BE: It's dark, sometimes in a humorous way…like with "Go-Getter Greg" (a song about an obsessive crush).

AV: "Go-Getter Greg" certainly is humorous, but that's juxtaposed with an equally dark song. There's nothing funny about "The Horror of Our Love." "Go-Getter Greg" and "The Horror of our Love" are really creepy. But one's really funny and one's really serious. And then "Streetlight" and "Horror of Our Love" are equally intense, but one is disgustingly, hauntingly beautiful, and the other is pure apple-cider, youth-love beautiful.

BE: I think "Go-Getter Greg" is a song that everyone can identify with on both ends of at least a little bit – being the annoyer and the annoyee.

AV: I agree.

BE: "Horror of Our Love" is almost Gothic. It reminds me of what a lot of emo bands try to do but try too hard.

AV: I gotcha. To me, I don't allow what may be an overdramatized, "Look at me, look how scary and Edgar Allen Poe I am…look at my makeup"… I don't let that get hijacked by someone who's just really trying to scare someone's parents.

BE: Although on your site you say you wanna play with GWAR.

AV: That's ‘cause GWAR is awesome!

BE: I got to meet them once – not in costume.

AV: Oh man, was it nuts?!

BE: It was out there. I used to work in a comic book store and they bought a bunch of old Marvel comics and porno.

AV: That's awesome.

BE: You have a girlfriend? What does she think of those songs?

AV: I do. What does she think of the creepy songs?

BE: Not only those, but a lot of your songs are not happy love songs.

"'Horror of Our Love' is actually one of [my girlfriend's] favorite songs…she thinks it's 'really pretty.'"

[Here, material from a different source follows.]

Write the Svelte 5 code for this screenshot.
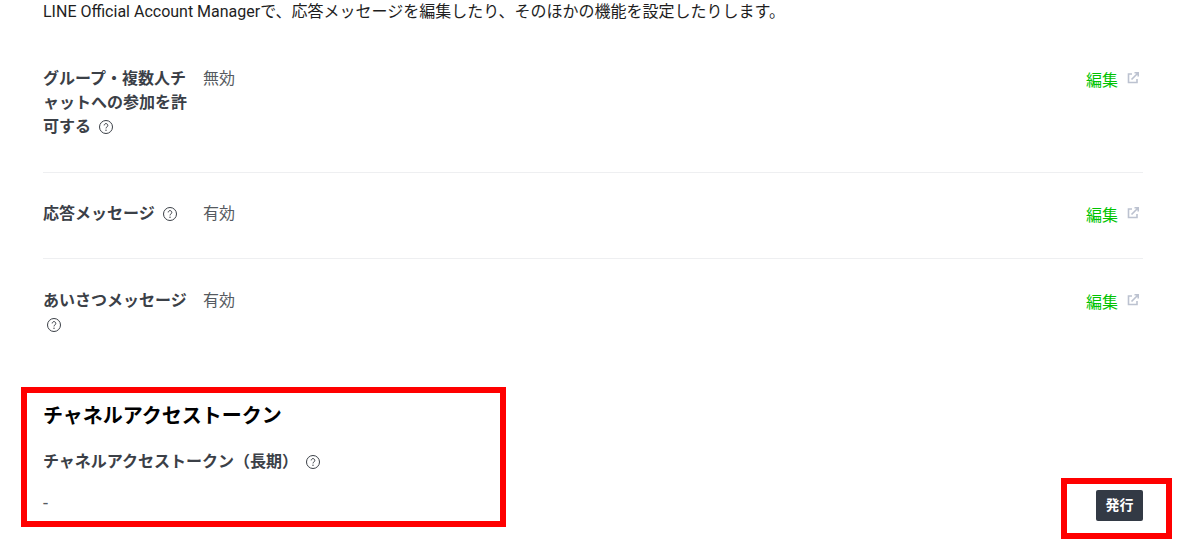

AV: The songs that are like "you're a terrible person" kind of songs – my girlfriend knows I'm not singing about her. But with the creepier stuff, when it came to "Go-Getter Greg" she just joined in laughing with that character as much as anyone else did. "Horror of Our Love" is actually one of her favorite songs…she thinks it's "really pretty." There's an aspect of intense love that is…just…the words that you use to describe this love are terrible and off-putting, but they are the only way to adequately express them. Dali has a quote about loving someone so much you want to eat them – sometimes you so desperately want to hold on to somebody that you want to crush them. You don't actually want to hurt them or do harm to them, but they are ways to describe just how much you need, want, desire somebody. There's a lot of overlap in these horrible sounding things that actually describe a true, deep passionate love.

BE: Broken Bride is kind of the same thing, but not in the wildly disturbing way, it's the opposite way – he has an undying love.

AV: Absolutely.

BE: Are you going to do anything like that again?

AV: I'm not afraid of it. We're not afraid to do anything like that again. We didn't set out to make "that thing" in the first place, it just sort of happened organically. I imagine we're not going to set out to be like, "We need to make Broken Bride 2, or let's come out with something outrageous like a vampire riding a donkey!"

BE: I'd buy that record!

AV: If we organically come to that point as artists, then I'm sure we won't be afraid to make that record. Every song has to demand to be written. I am excited for when we do feel it would be the right time to make something else without setting out to be like, "Now we're going to satisfy the muse of pop" I don't know what's backing up in our brains. Will we write a bunch of crazy stuff, or a bunch of stuff that could be on the radio even if they are a little weird? It'll probably be a little bit of both.